*WHAT TO DO*
Repeat every line of the listing below exactly, minus the pictures.

*PROVIDED DATA*

## Start

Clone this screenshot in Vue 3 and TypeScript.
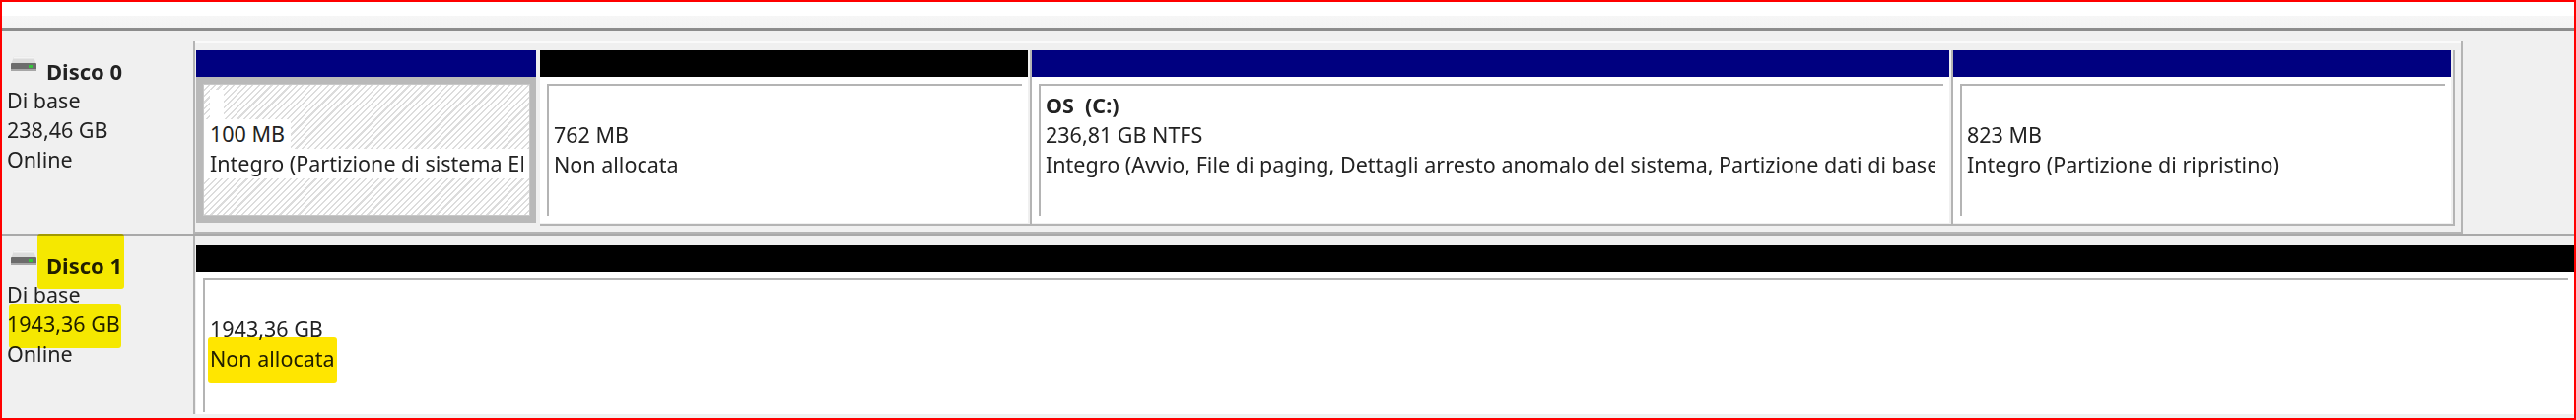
<template>
  <div class="frame">
    <div class="content">
      <div class="toolbar"></div>

      <div v-for="disk in disks" :key="disk.name" :class="['disk', { wide: disk.wide }]">
        <div class="label">
          <div class="name-row">
            <svg class="hdd" viewBox="0 0 26 16" width="26" height="16">
              <path d="M3 0.5h20l2.5 7h-25z" fill="#dcdcdc" />
              <path d="M3 0.5h20l0.6 2h-21.2z" fill="#f4f4f4" />
              <rect x="0" y="7" width="26" height="8" rx="1" fill="#6c6c6c" />
              <rect x="0" y="13" width="26" height="2" fill="#a6a6a6" />
              <rect x="18" y="9" width="4" height="3" fill="#35c43c" />
            </svg>
            <b :class="{ 'mark mark-name': disk.wide }">{{ disk.name }}</b>
          </div>
          <div>Di base</div>
          <div><span :class="{ 'mark mark-size': disk.wide }">{{ disk.size }}</span></div>
          <div>Online</div>
        </div>

        <div class="map">
          <div
            v-for="part in disk.parts"
            :key="part.size"
            :class="['part', { selected: part.selected }]"
            :style="{ width: part.width ? part.width + 'px' : undefined }"
          >
            <div :class="['bar', part.color]"></div>
            <div class="body">
              <div class="inner">
                <div class="line title">
                  <b v-if="part.title">{{ part.title }}</b>
                  <span v-else-if="part.selected" class="blank">&nbsp;</span>
                </div>
                <div class="line"><span class="text">{{ part.size }}</span></div>
                <div class="line">
                  <span :class="['text', { 'mark mark-status': disk.wide }]">{{ part.status }}</span>
                </div>
              </div>
            </div>
          </div>
        </div>
      </div>
    </div>
  </div>
</template>

<script setup lang="ts">
interface Partition {
  title?: string
  size: string
  status: string
  color: 'navy' | 'black'
  width?: number
  selected?: boolean
}

interface Disk {
  name: string
  size: string
  wide?: boolean
  parts: Partition[]
}

const disks: Disk[] = [
  {
    name: 'Disco 0',
    size: '238,46 GB',
    parts: [
      { size: '100 MB', status: 'Integro (Partizione di sistema EFI)', color: 'navy', width: 349, selected: true },
      { size: '762 MB', status: 'Non allocata', color: 'black', width: 500 },
      {
        title: 'OS  (C:)',
        size: '236,81 GB NTFS',
        status: 'Integro (Avvio, File di paging, Dettagli arresto anomalo del sistema, Partizione dati di base)',
        color: 'navy',
        width: 935,
      },
      { size: '823 MB', status: 'Integro (Partizione di ripristino)', color: 'navy', width: 510 },
    ],
  },
  {
    name: 'Disco 1',
    size: '1943,36 GB',
    wide: true,
    parts: [{ size: '1943,36 GB', status: 'Non allocata', color: 'black' }],
  },
]
</script>

<style scoped>
.frame {
  width: 2614px;
  height: 426px;
  box-sizing: border-box;
  border: 2px solid #f00;
  background: #f0f0f0;
  overflow: hidden;
  font-family: "Noto Sans", "Open Sans", sans-serif;
  font-size: 21.5px;
  line-height: 30px;
  color: #222;
}

.content {
  filter: blur(0.5px);
}

.toolbar {
  height: 26px;
  background: linear-gradient(#fff 0, #fff 14px, #f6f6f6 14px, #f3f3f3 26px);
  border-bottom: 3px solid #8c8c8c;
  margin-bottom: 11px;
}

.disk {
  display: flex;
  height: 195px;
  border-bottom: 2px solid #a9a9a9;
}

.disk.wide {
  height: 181px;
  border-bottom: none;
}

.label {
  width: 194px;
  flex: none;
  box-sizing: border-box;
  padding: 15px 0 0 5px;
}

.name-row {
  display: flex;
  align-items: flex-start;
  gap: 10px;
  padding-left: 4px;
}

.name-row b {
  font-size: 22px;
}

.hdd {
  flex: none;
}

.map {
  width: 2303px;
  box-sizing: border-box;
  display: flex;
  padding: 9px 6px 0 1px;
  border-left: 2px solid #b4b4b4;
  border-right: 2px solid #b4b4b4;
  border-bottom: 2px solid #b4b4b4;
  box-shadow: inset 0 2px 0 #fafafa;
}

.wide .map {
  flex: 1;
  padding: 10px 0 0 1px;
  border-right: none;
  border-bottom: none;
  box-shadow: none;
}

.part {
  box-sizing: border-box;
  height: 178px;
  padding-right: 2px;
  border-right: 2px solid #b4b4b4;
  border-bottom: 2px solid #b4b4b4;
}

.wide .part {
  flex: 1;
  height: 171px;
  padding: 0;
  border: none;
}

.bar {
  height: 27px;
}

.bar.navy {
  background: #000080;
}

.bar.black {
  background: #000;
}

.body {
  height: 148px;
  box-sizing: border-box;
  padding: 7px 6px 0 7px;
  background: #fff;
}

.wide .body {
  height: 144px;
  padding-top: 6px;
}

.inner {
  height: 134px;
  box-sizing: border-box;
  padding: 5px 0 0 5px;
  border-top: 2px solid #b4b4b4;
  border-left: 2px solid #b4b4b4;
}

.wide .inner {
  height: 136px;
}

.line {
  height: 30px;
  margin-right: 8px;
  white-space: pre;
  overflow: hidden;
}

.wide .line {
  overflow: visible;
}

.text {
  display: inline-block;
}

.selected {
  border-right-color: transparent;
  border-bottom-color: transparent;
}

.selected .body {
  background: #b9b9b9;
}

.selected .inner {
  padding: 5px 0 0 0;
  border: 1px solid #c8c8c8;
  background: repeating-linear-gradient(135deg, #fff 0, #fff 3px, #dcdcdc 3px, #dcdcdc 4.5px);
}

.selected .line {
  display: flex;
  margin-right: 0;
}

.selected .text {
  box-sizing: border-box;
  max-width: 100%;
  overflow: hidden;
  padding-left: 6px;
  border-right: 6px solid #fff;
  background: #fff;
}

.selected .blank {
  display: inline-block;
  width: 14px;
  margin-left: 6px;
  background: #fff;
}

.mark {
  position: relative;
}

.mark::after {
  content: '';
  position: absolute;
  mix-blend-mode: multiply;
  border-radius: 3px;
}

.mark-name::after {
  inset: -17px -2px -9px -9px;
  background: #f5e800;
}

.mark-size::after {
  inset: -6px -1px -10px 2px;
  background: #f5e800;
}

.mark-status::after {
  inset: -7px -2px -9px -2px;
  background: #ffe600;
}
</style>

## End

*FULL ANSWER*
Clone this screenshot in Vue 3 and TypeScript.
<template>
  <div class="frame">
    <div class="content">
      <div class="toolbar"></div>

      <div v-for="disk in disks" :key="disk.name" :class="['disk', { wide: disk.wide }]">
        <div class="label">
          <div class="name-row">
            <svg class="hdd" viewBox="0 0 26 16" width="26" height="16">
              <path d="M3 0.5h20l2.5 7h-25z" fill="#dcdcdc" />
              <path d="M3 0.5h20l0.6 2h-21.2z" fill="#f4f4f4" />
              <rect x="0" y="7" width="26" height="8" rx="1" fill="#6c6c6c" />
              <rect x="0" y="13" width="26" height="2" fill="#a6a6a6" />
              <rect x="18" y="9" width="4" height="3" fill="#35c43c" />
            </svg>
            <b :class="{ 'mark mark-name': disk.wide }">{{ disk.name }}</b>
          </div>
          <div>Di base</div>
          <div><span :class="{ 'mark mark-size': disk.wide }">{{ disk.size }}</span></div>
          <div>Online</div>
        </div>

        <div class="map">
          <div
            v-for="part in disk.parts"
            :key="part.size"
            :class="['part', { selected: part.selected }]"
            :style="{ width: part.width ? part.width + 'px' : undefined }"
          >
            <div :class="['bar', part.color]"></div>
            <div class="body">
              <div class="inner">
                <div class="line title">
                  <b v-if="part.title">{{ part.title }}</b>
                  <span v-else-if="part.selected" class="blank">&nbsp;</span>
                </div>
                <div class="line"><span class="text">{{ part.size }}</span></div>
                <div class="line">
                  <span :class="['text', { 'mark mark-status': disk.wide }]">{{ part.status }}</span>
                </div>
              </div>
            </div>
          </div>
        </div>
      </div>
    </div>
  </div>
</template>

<script setup lang="ts">
interface Partition {
  title?: string
  size: string
  status: string
  color: 'navy' | 'black'
  width?: number
  selected?: boolean
}

interface Disk {
  name: string
  size: string
  wide?: boolean
  parts: Partition[]
}

const disks: Disk[] = [
  {
    name: 'Disco 0',
    size: '238,46 GB',
    parts: [
      { size: '100 MB', status: 'Integro (Partizione di sistema EFI)', color: 'navy', width: 349, selected: true },
      { size: '762 MB', status: 'Non allocata', color: 'black', width: 500 },
      {
        title: 'OS  (C:)',
        size: '236,81 GB NTFS',
        status: 'Integro (Avvio, File di paging, Dettagli arresto anomalo del sistema, Partizione dati di base)',
        color: 'navy',
        width: 935,
      },
      { size: '823 MB', status: 'Integro (Partizione di ripristino)', color: 'navy', width: 510 },
    ],
  },
  {
    name: 'Disco 1',
    size: '1943,36 GB',
    wide: true,
    parts: [{ size: '1943,36 GB', status: 'Non allocata', color: 'black' }],
  },
]
</script>

<style scoped>
.frame {
  width: 2614px;
  height: 426px;
  box-sizing: border-box;
  border: 2px solid #f00;
  background: #f0f0f0;
  overflow: hidden;
  font-family: "Noto Sans", "Open Sans", sans-serif;
  font-size: 21.5px;
  line-height: 30px;
  color: #222;
}

.content {
  filter: blur(0.5px);
}

.toolbar {
  height: 26px;
  background: linear-gradient(#fff 0, #fff 14px, #f6f6f6 14px, #f3f3f3 26px);
  border-bottom: 3px solid #8c8c8c;
  margin-bottom: 11px;
}

.disk {
  display: flex;
  height: 195px;
  border-bottom: 2px solid #a9a9a9;
}

.disk.wide {
  height: 181px;
  border-bottom: none;
}

.label {
  width: 194px;
  flex: none;
  box-sizing: border-box;
  padding: 15px 0 0 5px;
}

.name-row {
  display: flex;
  align-items: flex-start;
  gap: 10px;
  padding-left: 4px;
}

.name-row b {
  font-size: 22px;
}

.hdd {
  flex: none;
}

.map {
  width: 2303px;
  box-sizing: border-box;
  display: flex;
  padding: 9px 6px 0 1px;
  border-left: 2px solid #b4b4b4;
  border-right: 2px solid #b4b4b4;
  border-bottom: 2px solid #b4b4b4;
  box-shadow: inset 0 2px 0 #fafafa;
}

.wide .map {
  flex: 1;
  padding: 10px 0 0 1px;
  border-right: none;
  border-bottom: none;
  box-shadow: none;
}

.part {
  box-sizing: border-box;
  height: 178px;
  padding-right: 2px;
  border-right: 2px solid #b4b4b4;
  border-bottom: 2px solid #b4b4b4;
}

.wide .part {
  flex: 1;
  height: 171px;
  padding: 0;
  border: none;
}

.bar {
  height: 27px;
}

.bar.navy {
  background: #000080;
}

.bar.black {
  background: #000;
}

.body {
  height: 148px;
  box-sizing: border-box;
  padding: 7px 6px 0 7px;
  background: #fff;
}

.wide .body {
  height: 144px;
  padding-top: 6px;
}

.inner {
  height: 134px;
  box-sizing: border-box;
  padding: 5px 0 0 5px;
  border-top: 2px solid #b4b4b4;
  border-left: 2px solid #b4b4b4;
}

.wide .inner {
  height: 136px;
}

.line {
  height: 30px;
  margin-right: 8px;
  white-space: pre;
  overflow: hidden;
}

.wide .line {
  overflow: visible;
}

.text {
  display: inline-block;
}

.selected {
  border-right-color: transparent;
  border-bottom-color: transparent;
}

.selected .body {
  background: #b9b9b9;
}

.selected .inner {
  padding: 5px 0 0 0;
  border: 1px solid #c8c8c8;
  background: repeating-linear-gradient(135deg, #fff 0, #fff 3px, #dcdcdc 3px, #dcdcdc 4.5px);
}

.selected .line {
  display: flex;
  margin-right: 0;
}

.selected .text {
  box-sizing: border-box;
  max-width: 100%;
  overflow: hidden;
  padding-left: 6px;
  border-right: 6px solid #fff;
  background: #fff;
}

.selected .blank {
  display: inline-block;
  width: 14px;
  margin-left: 6px;
  background: #fff;
}

.mark {
  position: relative;
}

.mark::after {
  content: '';
  position: absolute;
  mix-blend-mode: multiply;
  border-radius: 3px;
}

.mark-name::after {
  inset: -17px -2px -9px -9px;
  background: #f5e800;
}

.mark-size::after {
  inset: -6px -1px -10px 2px;
  background: #f5e800;
}

.mark-status::after {
  inset: -7px -2px -9px -2px;
  background: #ffe600;
}
</style>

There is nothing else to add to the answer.